Once the pictures are set aside, transcribe the remaining data exactly.
◆ ◆ ◆ ◆ ◆
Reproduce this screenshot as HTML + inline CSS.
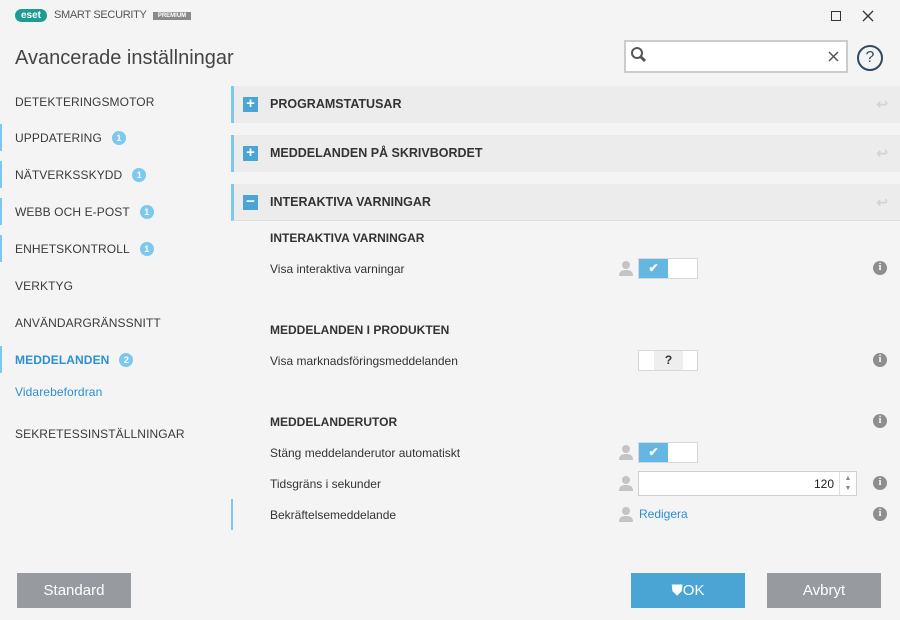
<!DOCTYPE html>
<html><head><meta charset="utf-8"><style>
*{margin:0;padding:0;box-sizing:border-box}
body{width:900px;height:620px;background:#f4f4f4;font-family:"Liberation Sans",sans-serif;color:#333;position:relative;overflow:hidden}
.a{position:absolute}
.nav{position:absolute;left:15px;font-size:12px;color:#3a3a3a;letter-spacing:.1px}
.bar{position:absolute;left:0;width:2px;height:27px;background:#7cc8ef}
.badge{display:inline-block;width:14px;height:14px;border-radius:7px;background:#7cc8ef;color:#fff;font-size:9px;font-weight:bold;text-align:center;line-height:14px;margin-left:10px;vertical-align:1px}
.sec{position:absolute;left:231px;right:0;height:37px;background:#ececec;border-left:3px solid #7cc8ef}
.sec .ic{position:absolute;left:9px;top:11px;width:15px;height:15px;background:#4aa5d5;color:#fff;font-weight:bold;font-size:15px;line-height:14px;text-align:center}
.sec .t{position:absolute;left:36px;top:11px;font-size:12.5px;font-weight:bold;color:#333}
.sec .u{position:absolute;right:12px;top:10px;color:#d4d4d4;font-size:14px;font-weight:bold}
.h{position:absolute;left:270px;font-size:12px;font-weight:bold;color:#333}
.l{position:absolute;left:270px;font-size:12px;color:#333}
.info{position:absolute;left:873px;width:14px;height:14px;border-radius:7px;background:#8e8e8e;color:#fff;font-size:10px;font-weight:bold;text-align:center;line-height:14px;font-family:"Liberation Serif",serif}
.user{position:absolute;left:618px;width:16px;height:16px}
.tog{position:absolute;left:638px;width:60px;height:21px;border:1px solid #d8d8d8;background:#fff}
.tog .on{position:absolute;left:0;top:0;width:29px;height:19px;background:#63b7e2;color:#fff;font-size:12px;text-align:center;line-height:19px;font-weight:bold}
.btn{position:absolute;top:573px;width:114px;height:35px;color:#fff;font-size:15px;text-align:center;line-height:35px}
</style></head><body>
<div class="a" style="left:15px;top:9px;width:32px;height:13px;background:#1d9c95;border-radius:7px;color:#fff;font-size:10px;font-weight:bold;line-height:13px;text-align:center">eset</div>
<div class="a" style="left:54px;top:9px;font-size:11px;color:#555;letter-spacing:-.3px">SMART SECURITY</div>
<div class="a" style="left:153px;top:12px;width:38px;height:8px;background:#8a8a8a;color:#fff;font-size:6px;line-height:8px;text-align:center;font-weight:bold">PREMIUM</div>
<div class="a" style="left:831px;top:11px;width:10px;height:10px;border:1px solid #333"></div>
<svg class="a" style="left:862px;top:10px" width="12" height="12"><path d="M1 1L11 11M11 1L1 11" stroke="#333" stroke-width="1.3"/></svg>
<div class="a" style="left:15px;top:47px;font-size:20px;color:#444">Avancerade inställningar</div>
<div class="a" style="left:624px;top:40px;width:224px;height:33px;border:2px solid #ccc;background:#fff"></div>
<svg class="a" style="left:628px;top:44px" width="22" height="22"><circle cx="9" cy="9" r="5" fill="none" stroke="#555" stroke-width="2"/><line x1="12" y1="12" x2="17" y2="17" stroke="#555" stroke-width="3"/></svg>
<svg class="a" style="left:828px;top:51px" width="11" height="11"><path d="M1 1L10 10M10 1L1 10" stroke="#555" stroke-width="1.5"/></svg>
<div class="a" style="left:857px;top:45px;width:26px;height:26px;border:2px solid #34495e;border-radius:13px;text-align:center;line-height:22px;font-size:16px;color:#34495e">?</div>

<div class="nav" style="top:95px">DETEKTERINGSMOTOR</div>
<div class="bar" style="top:124px"></div><div class="nav" style="top:131px">UPPDATERING<span class="badge">1</span></div>
<div class="bar" style="top:161px"></div><div class="nav" style="top:168px">NÄTVERKSSKYDD<span class="badge">1</span></div>
<div class="bar" style="top:198px"></div><div class="nav" style="top:205px">WEBB OCH E-POST<span class="badge">1</span></div>
<div class="bar" style="top:235px"></div><div class="nav" style="top:242px">ENHETSKONTROLL<span class="badge">1</span></div>
<div class="nav" style="top:279px">VERKTYG</div>
<div class="nav" style="top:316px">ANVÄNDARGRÄNSSNITT</div>
<div class="bar" style="top:346px"></div><div class="nav" style="top:353px;color:#2c8fd0;font-weight:bold">MEDDELANDEN<span class="badge">2</span></div>
<div class="nav" style="top:385px;color:#2c8fd0">Vidarebefordran</div>
<div class="nav" style="top:427px">SEKRETESSINSTÄLLNINGAR</div>

<div class="sec" style="top:86px"><div class="ic">+</div><div class="t">PROGRAMSTATUSAR</div><div class="u">↩</div></div>
<div class="sec" style="top:135px"><div class="ic">+</div><div class="t">MEDDELANDEN PÅ SKRIVBORDET</div><div class="u">↩</div></div>
<div class="sec" style="top:184px;border-bottom:1px solid #ddd"><div class="ic">−</div><div class="t">INTERAKTIVA VARNINGAR</div><div class="u">↩</div></div>

<div class="h" style="top:231px">INTERAKTIVA VARNINGAR</div>
<div class="l" style="top:262px">Visa interaktiva varningar</div>
<svg class="user" style="top:260px" viewBox="0 0 16 16"><circle cx="8" cy="5" r="4" fill="#c4c4c4"/><path d="M1 16c0-5 3-6 7-6s7 1 7 6z" fill="#c4c4c4"/></svg>
<div class="tog" style="top:258px"><div class="on">✔</div></div>
<div class="info" style="top:261px">i</div>

<div class="h" style="top:323px">MEDDELANDEN I PRODUKTEN</div>
<div class="l" style="top:354px">Visa marknadsföringsmeddelanden</div>
<div class="tog" style="top:350px"><div class="a" style="left:15px;top:0;width:29px;height:19px;background:#eee;text-align:center;line-height:19px;font-weight:bold;font-size:12px">?</div></div>
<div class="info" style="top:353px">i</div>

<div class="h" style="top:415px">MEDDELANDERUTOR</div>
<div class="info" style="top:414px">i</div>
<div class="l" style="top:446px">Stäng meddelanderutor automatiskt</div>
<svg class="user" style="top:444px" viewBox="0 0 16 16"><circle cx="8" cy="5" r="4" fill="#c4c4c4"/><path d="M1 16c0-5 3-6 7-6s7 1 7 6z" fill="#c4c4c4"/></svg>
<div class="tog" style="top:442px"><div class="on">✔</div></div>
<div class="l" style="top:477px">Tidsgräns i sekunder</div>
<svg class="user" style="top:475px" viewBox="0 0 16 16"><circle cx="8" cy="5" r="4" fill="#c4c4c4"/><path d="M1 16c0-5 3-6 7-6s7 1 7 6z" fill="#c4c4c4"/></svg>
<div class="a" style="left:638px;top:471px;width:219px;height:25px;border:1px solid #d0d0d0;background:#fff"><div class="a" style="right:22px;top:5px;font-size:12px;color:#222">120</div><div class="a" style="right:0;top:0;width:17px;height:23px;border-left:1px solid #e0e0e0;color:#888;font-size:7px;text-align:center;line-height:10px;padding-top:2px">▲<br>▼</div></div>
<div class="info" style="top:476px">i</div>
<div class="a" style="left:231px;top:499px;width:2px;height:31px;background:#7cc8ef"></div>
<div class="l" style="top:508px">Bekräftelsemeddelande</div>
<svg class="user" style="top:506px" viewBox="0 0 16 16"><circle cx="8" cy="5" r="4" fill="#c4c4c4"/><path d="M1 16c0-5 3-6 7-6s7 1 7 6z" fill="#c4c4c4"/></svg>
<div class="a" style="left:639px;top:507px;font-size:12px;color:#2c8fd0">Redigera</div>
<div class="info" style="top:507px">i</div>

<div class="btn" style="left:17px;background:#979b9f">Standard</div>
<div class="btn" style="left:631px;background:#4aa5d5">⛊OK</div>
<div class="btn" style="left:767px;background:#979b9f">Avbryt</div>
</body></html>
◆ ◆ ◆ ◆ ◆
TASK RESULT:
Reproduce this screenshot as HTML + inline CSS.
<!DOCTYPE html>
<html><head><meta charset="utf-8"><style>
*{margin:0;padding:0;box-sizing:border-box}
body{width:900px;height:620px;background:#f4f4f4;font-family:"Liberation Sans",sans-serif;color:#333;position:relative;overflow:hidden}
.a{position:absolute}
.nav{position:absolute;left:15px;font-size:12px;color:#3a3a3a;letter-spacing:.1px}
.bar{position:absolute;left:0;width:2px;height:27px;background:#7cc8ef}
.badge{display:inline-block;width:14px;height:14px;border-radius:7px;background:#7cc8ef;color:#fff;font-size:9px;font-weight:bold;text-align:center;line-height:14px;margin-left:10px;vertical-align:1px}
.sec{position:absolute;left:231px;right:0;height:37px;background:#ececec;border-left:3px solid #7cc8ef}
.sec .ic{position:absolute;left:9px;top:11px;width:15px;height:15px;background:#4aa5d5;color:#fff;font-weight:bold;font-size:15px;line-height:14px;text-align:center}
.sec .t{position:absolute;left:36px;top:11px;font-size:12.5px;font-weight:bold;color:#333}
.sec .u{position:absolute;right:12px;top:10px;color:#d4d4d4;font-size:14px;font-weight:bold}
.h{position:absolute;left:270px;font-size:12px;font-weight:bold;color:#333}
.l{position:absolute;left:270px;font-size:12px;color:#333}
.info{position:absolute;left:873px;width:14px;height:14px;border-radius:7px;background:#8e8e8e;color:#fff;font-size:10px;font-weight:bold;text-align:center;line-height:14px;font-family:"Liberation Serif",serif}
.user{position:absolute;left:618px;width:16px;height:16px}
.tog{position:absolute;left:638px;width:60px;height:21px;border:1px solid #d8d8d8;background:#fff}
.tog .on{position:absolute;left:0;top:0;width:29px;height:19px;background:#63b7e2;color:#fff;font-size:12px;text-align:center;line-height:19px;font-weight:bold}
.btn{position:absolute;top:573px;width:114px;height:35px;color:#fff;font-size:15px;text-align:center;line-height:35px}
</style></head><body>
<div class="a" style="left:15px;top:9px;width:32px;height:13px;background:#1d9c95;border-radius:7px;color:#fff;font-size:10px;font-weight:bold;line-height:13px;text-align:center">eset</div>
<div class="a" style="left:54px;top:9px;font-size:11px;color:#555;letter-spacing:-.3px">SMART SECURITY</div>
<div class="a" style="left:153px;top:12px;width:38px;height:8px;background:#8a8a8a;color:#fff;font-size:6px;line-height:8px;text-align:center;font-weight:bold">PREMIUM</div>
<div class="a" style="left:831px;top:11px;width:10px;height:10px;border:1px solid #333"></div>
<svg class="a" style="left:862px;top:10px" width="12" height="12"><path d="M1 1L11 11M11 1L1 11" stroke="#333" stroke-width="1.3"/></svg>
<div class="a" style="left:15px;top:47px;font-size:20px;color:#444">Avancerade inställningar</div>
<div class="a" style="left:624px;top:40px;width:224px;height:33px;border:2px solid #ccc;background:#fff"></div>
<svg class="a" style="left:628px;top:44px" width="22" height="22"><circle cx="9" cy="9" r="5" fill="none" stroke="#555" stroke-width="2"/><line x1="12" y1="12" x2="17" y2="17" stroke="#555" stroke-width="3"/></svg>
<svg class="a" style="left:828px;top:51px" width="11" height="11"><path d="M1 1L10 10M10 1L1 10" stroke="#555" stroke-width="1.5"/></svg>
<div class="a" style="left:857px;top:45px;width:26px;height:26px;border:2px solid #34495e;border-radius:13px;text-align:center;line-height:22px;font-size:16px;color:#34495e">?</div>

<div class="nav" style="top:95px">DETEKTERINGSMOTOR</div>
<div class="bar" style="top:124px"></div><div class="nav" style="top:131px">UPPDATERING<span class="badge">1</span></div>
<div class="bar" style="top:161px"></div><div class="nav" style="top:168px">NÄTVERKSSKYDD<span class="badge">1</span></div>
<div class="bar" style="top:198px"></div><div class="nav" style="top:205px">WEBB OCH E-POST<span class="badge">1</span></div>
<div class="bar" style="top:235px"></div><div class="nav" style="top:242px">ENHETSKONTROLL<span class="badge">1</span></div>
<div class="nav" style="top:279px">VERKTYG</div>
<div class="nav" style="top:316px">ANVÄNDARGRÄNSSNITT</div>
<div class="bar" style="top:346px"></div><div class="nav" style="top:353px;color:#2c8fd0;font-weight:bold">MEDDELANDEN<span class="badge">2</span></div>
<div class="nav" style="top:385px;color:#2c8fd0">Vidarebefordran</div>
<div class="nav" style="top:427px">SEKRETESSINSTÄLLNINGAR</div>

<div class="sec" style="top:86px"><div class="ic">+</div><div class="t">PROGRAMSTATUSAR</div><div class="u">↩</div></div>
<div class="sec" style="top:135px"><div class="ic">+</div><div class="t">MEDDELANDEN PÅ SKRIVBORDET</div><div class="u">↩</div></div>
<div class="sec" style="top:184px;border-bottom:1px solid #ddd"><div class="ic">−</div><div class="t">INTERAKTIVA VARNINGAR</div><div class="u">↩</div></div>

<div class="h" style="top:231px">INTERAKTIVA VARNINGAR</div>
<div class="l" style="top:262px">Visa interaktiva varningar</div>
<svg class="user" style="top:260px" viewBox="0 0 16 16"><circle cx="8" cy="5" r="4" fill="#c4c4c4"/><path d="M1 16c0-5 3-6 7-6s7 1 7 6z" fill="#c4c4c4"/></svg>
<div class="tog" style="top:258px"><div class="on">✔</div></div>
<div class="info" style="top:261px">i</div>

<div class="h" style="top:323px">MEDDELANDEN I PRODUKTEN</div>
<div class="l" style="top:354px">Visa marknadsföringsmeddelanden</div>
<div class="tog" style="top:350px"><div class="a" style="left:15px;top:0;width:29px;height:19px;background:#eee;text-align:center;line-height:19px;font-weight:bold;font-size:12px">?</div></div>
<div class="info" style="top:353px">i</div>

<div class="h" style="top:415px">MEDDELANDERUTOR</div>
<div class="info" style="top:414px">i</div>
<div class="l" style="top:446px">Stäng meddelanderutor automatiskt</div>
<svg class="user" style="top:444px" viewBox="0 0 16 16"><circle cx="8" cy="5" r="4" fill="#c4c4c4"/><path d="M1 16c0-5 3-6 7-6s7 1 7 6z" fill="#c4c4c4"/></svg>
<div class="tog" style="top:442px"><div class="on">✔</div></div>
<div class="l" style="top:477px">Tidsgräns i sekunder</div>
<svg class="user" style="top:475px" viewBox="0 0 16 16"><circle cx="8" cy="5" r="4" fill="#c4c4c4"/><path d="M1 16c0-5 3-6 7-6s7 1 7 6z" fill="#c4c4c4"/></svg>
<div class="a" style="left:638px;top:471px;width:219px;height:25px;border:1px solid #d0d0d0;background:#fff"><div class="a" style="right:22px;top:5px;font-size:12px;color:#222">120</div><div class="a" style="right:0;top:0;width:17px;height:23px;border-left:1px solid #e0e0e0;color:#888;font-size:7px;text-align:center;line-height:10px;padding-top:2px">▲<br>▼</div></div>
<div class="info" style="top:476px">i</div>
<div class="a" style="left:231px;top:499px;width:2px;height:31px;background:#7cc8ef"></div>
<div class="l" style="top:508px">Bekräftelsemeddelande</div>
<svg class="user" style="top:506px" viewBox="0 0 16 16"><circle cx="8" cy="5" r="4" fill="#c4c4c4"/><path d="M1 16c0-5 3-6 7-6s7 1 7 6z" fill="#c4c4c4"/></svg>
<div class="a" style="left:639px;top:507px;font-size:12px;color:#2c8fd0">Redigera</div>
<div class="info" style="top:507px">i</div>

<div class="btn" style="left:17px;background:#979b9f">Standard</div>
<div class="btn" style="left:631px;background:#4aa5d5">⛊OK</div>
<div class="btn" style="left:767px;background:#979b9f">Avbryt</div>
</body></html>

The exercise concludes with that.